# Angle of rotation in a matrix

• Feb 4th 2009, 05:41 PM
smellatron
Angle of rotation in a matrix
The matrix [-0.8 -0.6
0.6 -0.8] (a 2x2 matrix)

represents a rotation. Find the angle of rotation (in radians).

This one has me stumped, any help would be appreciated. The answer is 2.5 radians but the approach is where I am lost.
• Feb 4th 2009, 07:40 PM
You are probably expected to know that a rotation $\displaystyle \theta$ can be represented by the matrix
$\displaystyle \left[\begin{array}{cc} \cos(\theta) & -\sin(\theta) \\ \sin(\theta) & \cos(\theta) \end{array}\right]$
This does not, however, give 2.5 radians so I suspect you have either copied this out wrong or the source is incorrect.
• Feb 5th 2009, 05:15 AM
smellatron
I understand that is the rotation matrix, what I don't understand is how you come up with the final angle of rotation. Do you plug in the numbers into the corresponding thetas? Thanks again for the help.
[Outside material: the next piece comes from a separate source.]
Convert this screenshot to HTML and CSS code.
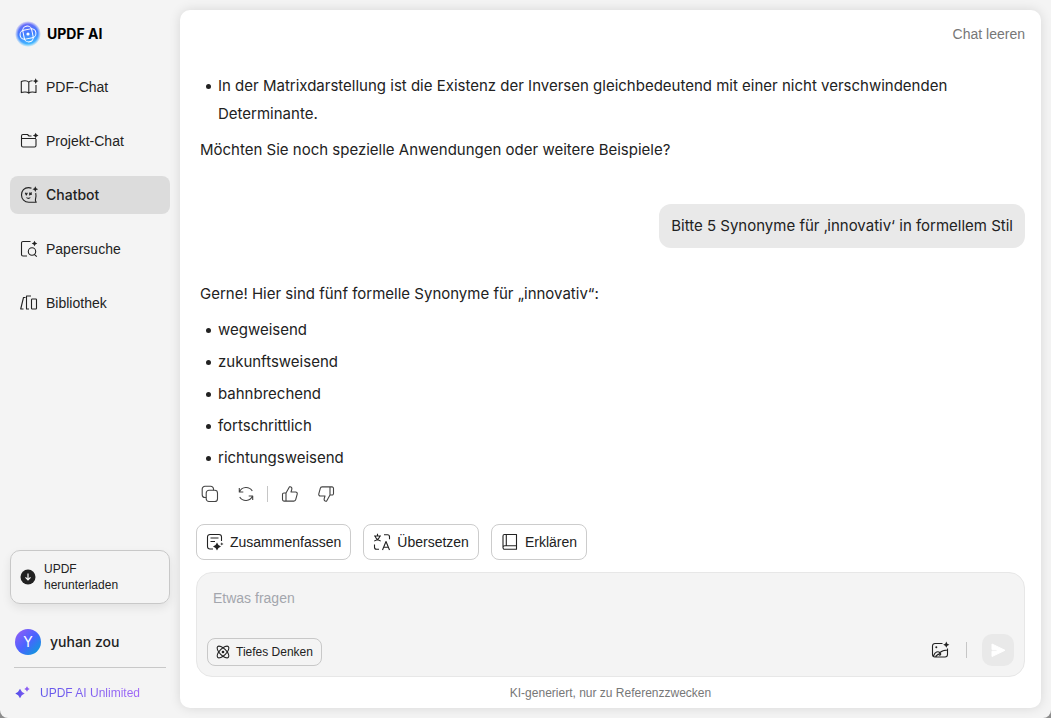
FILE: index.html
```
<!DOCTYPE html>
<html lang="de">
<head>
<meta charset="utf-8">
<meta name="viewport" content="width=device-width, initial-scale=1">
<title>UPDF AI</title>
<link rel="stylesheet" href="styles.css">
</head>
<body>
<div class="app">
  <aside class="sidebar">
    <div class="brand">
      <svg class="brand-logo" viewBox="0 0 26 26" fill="none">
        <defs>
          <radialGradient id="glow" cx=".5" cy=".5" r=".5"><stop offset=".75" stop-color="#fff"/><stop offset="1" stop-color="#fff" stop-opacity="0"/></radialGradient>
          <linearGradient id="sky" x1=".4" y1="0" x2=".6" y2="1"><stop offset="0" stop-color="#7467f5"/><stop offset=".45" stop-color="#447bff"/><stop offset="1" stop-color="#42c8ff"/></linearGradient>
          <mask id="soft"><circle cx="13" cy="13" r="13" fill="url(#glow)"/></mask>
        </defs>
        <circle cx="13" cy="13" r="13" fill="url(#sky)" mask="url(#soft)"/>
        <g stroke="#fff" stroke-width="1">
          <rect x="8.500" y="5" width="9" height="16" rx="4.500" transform="rotate(-12 13 13)"/>
          <rect x="5" y="8.500" width="16" height="9" rx="4.500" transform="rotate(-12 13 13)"/>
        </g>
        <circle cx="13" cy="13" r="1.600" fill="#fff"/>
      </svg>
      <span class="brand-name">UPDF AI</span>
    </div>
    <nav class="nav">
      <a class="nav-item" href="#">
        <svg class="icon" viewBox="0 0 18 18"><path d="M12.500 2.800c-1.700 0-3 .3-3.700 1.300C8 3.100 6.500 2.700 5 2.700c-1.600 0-2.700.2-3.700.7v11.200c1-.5 2.200-.6 3.700-.6s3 .3 3.800 1.200c.8-.9 2.200-1.200 3.700-1.200 1.300 0 2.500.1 3.500.5V7M8.800 4.200v11"/><path class="fill" d="M15.700.3l.9 1.900 1.900.9-1.900.9-.9 1.900-.9-1.900-1.900-.9 1.900-.9z"/></svg>
        PDF-Chat</a>
      <a class="nav-item" href="#">
        <svg class="icon" viewBox="0 0 18 18"><path d="M11.500 4H9L7.500 2.500H3A1.500 1.500 0 0 0 1.500 4v9.500A1.500 1.500 0 0 0 3 15h11.500a1.500 1.500 0 0 0 1.500-1.500V7M1.500 6.500H16"/><path class="fill" d="M15.700.7l.9 1.900 1.900.9-1.900.9-.9 1.900-.9-1.900-1.900-.9 1.900-.9z"/></svg>
        Projekt-Chat</a>
      <a class="nav-item active" href="#" aria-current="page">
        <svg class="icon" viewBox="0 0 18 18"><path d="M11.500 2.300C10.500 1.800 9.600 1.600 8.500 1.600 4.300 1.600 1.500 4.800 1.500 9s3 7.200 7.300 7.200h7.400c-.4-.9-1-1.500-.8-2.400.5-1.700.9-4.600.3-6.800M5.300 6.800l1 2.200 1-2.200M9.700 6.500v2.500l1.500-2.300v2.300M6.500 11.500c1 1.100 2.800 1.100 3.800 0"/><path class="fill" d="M15.300.3l.9 2 2 .9-2 .9-.9 2-.9-2-2-.9 2-.9z"/></svg>
        Chatbot</a>
      <a class="nav-item" href="#">
        <svg class="icon" viewBox="0 0 18 18"><path d="M10.500 1.500H3A1.500 1.500 0 0 0 1.500 3v11.500A1.500 1.500 0 0 0 3 16h4M14.200 14.300l2.600 2.300"/><circle cx="12" cy="11.500" r="3.700"/><path class="fill" d="M14.500.7l.9 1.900 1.900.9-1.900.9-.9 1.900-.9-1.900-1.900-.9 1.900-.9z"/></svg>
        Papersuche</a>
      <a class="nav-item" href="#">
        <svg class="icon" viewBox="0 0 18 18"><path d="M5.500 3.500H3.500L.7 15h2.800M11 2H6.500v13H9"/><rect x="11.500" y="5" width="5" height="10" rx=".7"/></svg>
        Bibliothek</a>
    </nav>
    <div class="sidebar-foot">
      <button class="download" type="button">
        <svg class="download-icon" viewBox="0 0 16 16"><circle cx="8" cy="8" r="7.500" fill="#222"/><path d="M8 4.500v6M5.500 8.300L8 10.800l2.500-2.500" fill="none" stroke="#fff" stroke-width="1.200"/></svg>
        <span>UPDF<br>herunterladen</span>
      </button>
      <div class="user"><span class="avatar">Y</span><span>yuhan zou</span></div>
      <a class="plan" href="#">
        <svg class="plan-icon" viewBox="0 0 16 16"><defs><linearGradient id="star"><stop offset="0" stop-color="#4b4be8"/><stop offset="1" stop-color="#9b63f5"/></linearGradient></defs><path fill="url(#star)" d="M5 3.800Q6.300 7.200 9.700 8.500 6.300 9.800 5 13.200 3.700 9.800.3 8.500 3.700 7.200 5 3.800zM12 1.300Q12.700 3.300 14.700 4 12.700 4.700 12 6.700 11.300 4.700 9.300 4 11.300 3.300 12 1.300z"/></svg>
        <span class="plan-name">UPDF AI Unlimited</span>
      </a>
    </div>
  </aside>

  <main class="panel">
    <header class="panel-head"><button class="clear" type="button">Chat leeren</button></header>
    <section class="thread">
      <div class="message">
        <ul><li>In der Matrixdarstellung ist die Existenz der Inversen gleichbedeutend mit einer nicht verschwindenden Determinante.</li></ul>
        <p>Möchten Sie noch spezielle Anwendungen oder weitere Beispiele?</p>
      </div>
      <p class="bubble">Bitte 5 Synonyme für ‚innovativ‘ in formellem Stil</p>
      <div class="message">
        <p>Gerne! Hier sind fünf formelle Synonyme für „innovativ“:</p>
        <ul>
          <li>wegweisend</li>
          <li>zukunftsweisend</li>
          <li>bahnbrechend</li>
          <li>fortschrittlich</li>
          <li>richtungsweisend</li>
        </ul>
      </div>
      <div class="actions">
        <button type="button" aria-label="Kopieren"><svg class="icon" viewBox="0 0 18 18"><path d="M5.200 12.500H4A2.800 2.800 0 0 1 1.200 9.700V4A2.800 2.800 0 0 1 4 1.200h5.700A2.800 2.800 0 0 1 12.500 4v1.200"/><rect x="5.200" y="5.200" width="11.300" height="11.300" rx="2.800"/></svg></button>
        <button type="button" aria-label="Neu generieren"><svg class="icon" viewBox="0 0 18 18"><path d="M2.300 3v4h4M2.500 6.700C5 1.500 12 1 15.300 6M15.700 15v-4h-4M15.500 11.300C13 16.500 6 17 2.700 12"/></svg></button>
        <span class="divider"></span>
        <button type="button" aria-label="Gefällt mir"><svg class="icon" viewBox="0 0 18 18"><path d="M5 8L8.500 1.800c1.700-.4 2.700.9 2.300 2.500L10 7h4.600c1.200 0 1.900 1 1.600 2.100l-1.500 5.600c-.2.900-.9 1.400-1.800 1.400H3A1.500 1.500 0 0 1 1.500 14.600v-5A1.500 1.500 0 0 1 3 8h2zM5 8v8"/></svg></button>
        <button type="button" aria-label="Gefällt mir nicht"><svg class="icon" viewBox="0 0 18 18"><path d="M13 10l-3.500 6.200c-1.700.4-2.700-.9-2.300-2.500L8 11H3.400c-1.200 0-1.900-1-1.600-2.100l1.500-5.600c.2-.9.900-1.400 1.800-1.400H15A1.500 1.500 0 0 1 16.500 3.400v5A1.500 1.500 0 0 1 15 10h-2zM13 10V2"/></svg></button>
      </div>
    </section>
    <div class="chips">
      <button type="button"><svg class="icon" viewBox="0 0 18 18"><path d="M7 16H4a2.500 2.500 0 0 1-2.500-2.500V4A2.500 2.500 0 0 1 4 1.500h9A2.500 2.500 0 0 1 15.500 4v4M4.500 5h8M4.500 8.500h4.500"/><path class="fill" d="M11 9.500Q11.900 12.600 15 13.500 11.900 14.400 11 17.500 10.100 14.400 7 13.500 10.100 12.600 11 9.500zM15.800 9.200l.5 1.200 1.200.5-1.200.5-.5 1.200-.5-1.200-1.200-.5 1.200-.5z"/></svg>Zusammenfassen</button>
      <button type="button"><svg class="icon" viewBox="0 0 18 18"><path d="M4.500.7v2M1 3h7M2.200 3c.5 2.500 2.800 4.300 5.500 5M6.800 3C6.300 5.500 4 7.300 1.200 8M11 1.700h3.500a2 2 0 0 1 2 2v2.500M1.500 11.500v2.800a2 2 0 0 0 2 2H6M9.500 17l3.500-8.500 3.500 8.500M10.700 14.300h4.600"/></svg>Übersetzen</button>
      <button type="button"><svg class="icon" viewBox="0 0 18 18"><path d="M15.500 12.800V1.500H3.500A1.500 1.500 0 0 0 2 3v11.500A1.700 1.700 0 0 0 3.700 16.300H15.500v-3.500H3.700A1.700 1.700 0 0 0 2 14.500M5.300 1.500v11.300"/></svg>Erklären</button>
    </div>
    <div class="composer">
      <textarea placeholder="Etwas fragen" aria-label="Etwas fragen" rows="1"></textarea>
      <div class="tools">
        <button class="deep" type="button"><svg viewBox="0 0 14 14"><ellipse cx="7" cy="7" rx="7.600" ry="3.300" transform="rotate(45 7 7)"/><ellipse cx="7" cy="7" rx="7.600" ry="3.300" transform="rotate(-45 7 7)"/><circle class="fill" cx="7" cy="7" r="1.300"/></svg>Tiefes Denken</button>
        <button class="image" type="button" aria-label="Bild hinzufügen"><svg class="icon" viewBox="0 0 18 18"><path d="M11.500 2.500H4A2.500 2.500 0 0 0 1.500 5v8.500A2.500 2.500 0 0 0 4 16h10a2.500 2.500 0 0 0 2.500-2.500V7.500M2.500 15C4 10.500 7 10 9 11.700c1.300 1.200.7 2.800-.7 2.300-1-.5.500-4.700 8.200-5M4.500 15.500l3-2.500"/><circle class="fill" cx="5.300" cy="6.200" r="1"/><path class="fill" d="M15.300.6l1 2.100 2.100 1-2.100 1-1 2.100-1-2.100-2.100-1 2.100-1z"/></svg></button>
        <span class="divider"></span>
        <button class="send" type="button" aria-label="Senden"><svg viewBox="0 0 16 16"><path d="M2 2L15 8.300 2 14.500V9.200h5V7.600H2z" fill="#fff" stroke="#fff" stroke-linejoin="round"/></svg></button>
      </div>
    </div>
    <p class="note">KI-generiert, nur zu Referenzzwecken</p>
  </main>
</div>
</body>
</html>
```
FILE: styles.css
```
* { box-sizing: border-box; }
html { background: #8c8c8c; }
body {
  margin: 0;
  font-family: "Liberation Sans", Arial, sans-serif;
  font-size: 14px;
  line-height: 20px;
  color: #222;
}
button, textarea { font: inherit; color: inherit; background: none; border: 0; padding: 0; margin: 0; }
button { cursor: pointer; }
a { color: inherit; text-decoration: none; }
p, ul { margin: 0; }
svg { flex: none; display: block; }

.app {
  display: flex;
  min-height: 100vh;
  background: #f4f4f4;
  border-radius: 0 0 8px 8px;
}
.icon { width: 18px; height: 18px; overflow: visible; fill: none; stroke: #222; stroke-width: 1.1; stroke-linejoin: round; }
.fill { fill: #222; stroke: none; }
.divider { width: 1px; height: 16px; background: #c6c6c6; }

.sidebar { width: 180px; flex: none; display: flex; flex-direction: column; padding: 21px 10px 15px; }
.brand { display: flex; align-items: center; gap: 6px; height: 26px; padding-left: 5px; }
.brand-logo { width: 26px; height: 26px; }
.brand-name { font-family: Inter, sans-serif; font-weight: 700; color: #000; }
.nav { display: flex; flex-direction: column; gap: 16px; margin-top: 21px; }
.nav-item { display: flex; align-items: center; gap: 8px; height: 38px; padding: 0 10px; border-radius: 8px; }
.nav-item.active { background: #dcdcdc; }
.nav-item.active, .user { font-family: Inter, sans-serif; font-weight: 500; }

.sidebar-foot { margin-top: auto; display: flex; flex-direction: column; }
.download {
  display: flex; align-items: center; gap: 8px;
  padding: 10px 9px; border: 1px solid #c8c8c8; border-radius: 10px;
  font-size: 12px; line-height: 16px; text-align: left;
  box-shadow: 0 4px 10px rgba(0, 0, 0, .08);
}
.download-icon { width: 16px; height: 16px; }
.user { display: flex; align-items: center; gap: 9px; margin: 12px 4px 0; padding: 13px 1px 12px; border-bottom: 1px solid #c8c8c8; }
.avatar { display: grid; place-items: center; width: 26px; height: 26px; border-radius: 50%; color: #fff; font-weight: 400; background: linear-gradient(135deg, #9a5cf5, #4a63ff 50%, #00a5d4); }
.plan { display: flex; align-items: center; gap: 9px; margin-top: 15px; padding-left: 5px; font-size: 12px; }
.plan-icon { width: 16px; height: 16px; }
.plan-name { background: linear-gradient(90deg, #6157ea, #a066f7); background-clip: text; -webkit-background-clip: text; color: transparent; }

.panel {
  flex: 1; min-width: 0; display: flex; flex-direction: column;
  margin: 10px 10px 10px 0; padding: 0 16px 5px;
  background: #fff; border-radius: 10px;
  box-shadow: 0 0 12px rgba(0, 0, 0, .12);
}
.panel-head { display: flex; justify-content: flex-end; align-items: center; height: 48px; }
.clear { color: #777; }
.thread { flex: 1; display: flex; flex-direction: column; padding: 14px 0 0 4px; font-family: Inter, sans-serif; font-size: 15px; line-height: 28px; }
.message { display: flex; flex-direction: column; gap: 8px; }
.message ul { display: flex; flex-direction: column; gap: 4px; padding-left: 6px; list-style: none; }
.message li { display: flex; gap: 7px; }
.message li::before { content: ""; flex: none; width: 5px; height: 5px; margin-top: 12px; border-radius: 50%; background: #222; }
.bubble { align-self: flex-end; margin: 40px 0 32px; padding: 8px 12px; border-radius: 12px; background: #e9e9e9; }
.actions { display: flex; align-items: center; gap: 18px; margin-top: 13px; padding-left: 1px; }
.actions .divider { margin: 0 -5px 0 -6px; }
.actions .icon { stroke: #444; }

.chips { display: flex; gap: 12px; margin: 12px 0; }
.chips button {
  display: flex; align-items: center; gap: 6px; height: 36px; padding: 0 9px;
  border: 1px solid #ccc; border-radius: 8px;
}
.composer { padding: 15px 10px 10px; border: 1px solid #e7e7e7; border-radius: 16px; background: #f4f4f4; }
.composer textarea { display: block; width: 100%; height: 46px; padding: 0 6px; resize: none; outline: 0; }
.composer textarea::placeholder { color: #a3a6ad; opacity: 1; }
.tools { display: flex; align-items: center; }
.deep { display: flex; align-items: center; align-self: flex-end; gap: 6px; height: 28px; padding: 0 8px; border: 1px solid #c8c8c8; border-radius: 8px; font-size: 12px; }
.deep svg { width: 14px; height: 14px; overflow: visible; fill: none; stroke: #222; stroke-width: 1.1; }
.deep .fill { fill: #222; }
.image { margin-left: auto; }
.tools .divider { margin: 0 15px 0 17px; }
.send { display: grid; place-items: center; width: 32px; height: 32px; border-radius: 10px; background: #e9e9e9; }
.send svg { width: 16px; height: 16px; }
.note { margin-top: 6px; text-align: center; font-size: 12px; color: #777; }
```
I would be more specific but I have to head to work. Any help would be appreciated.
• Feb 5th 2009, 07:09 AM
Opalg
Quote:

You are probably expected to know that a rotation $\displaystyle \theta$ can be represented by the matrix
$\displaystyle \left[\begin{array}{cc} \cos(\theta) & -\sin(\theta) \\ \sin(\theta) & \cos(\theta) \end{array}\right]$
I think it does give 2.5 radians (to 2 significant figures). If $\displaystyle \cos\theta$ is negative and $\displaystyle \sin\theta$ is positive then $\displaystyle \pi/2<\theta<\pi$. The angle in that interval with $\displaystyle \cos\theta = -0.8$ is $\displaystyle \pi - \arccos0.8 \approx 3.14 - 0.64 = 2.5$.